The fabric is a linen/cotton blend I got at Spotlight. It's extremely red as you can see. Nice and cool and the skirt twirls nicely. I didn't line the frock, instead I used bias binding as facings. It's not especially sheer fabric, and I wanted to keep the lovely lightness and coolness of the fabric for summer wearing.

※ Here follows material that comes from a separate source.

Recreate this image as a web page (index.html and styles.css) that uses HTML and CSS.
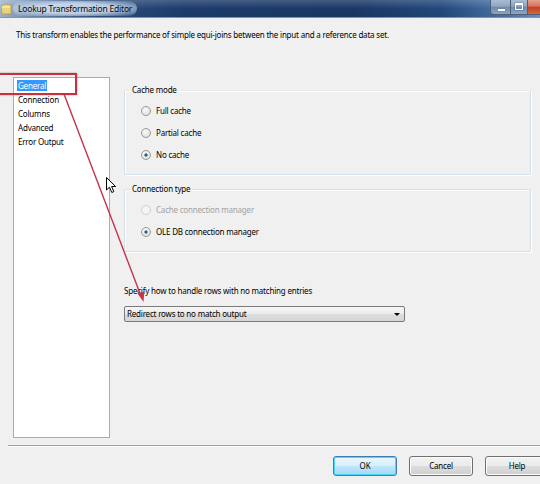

This frock was an experiment for the next fabric I had in the queue, but I ended up going with a different pattern for that in the end. I've finished that next frock now, and will show it in my next post. Now I have to get out of the sewing room and go somewhere to wear all these frocks!

Sunday, January 08, 2012

Butterick 5672

I've been too busy sewing to post!
One frock I've made is Butterick 5672

The fabric is a tweedy wool blend knit, with about 30% stretch across the grain. Not enough stretch for this dress, so I did put the zip in. I went up a size due to my fabric not being stretchy enough, but the pleats are pulling a little too much so it's probably still a skootch too small. Still it's comfy and may become a tripfit once I've road tested it.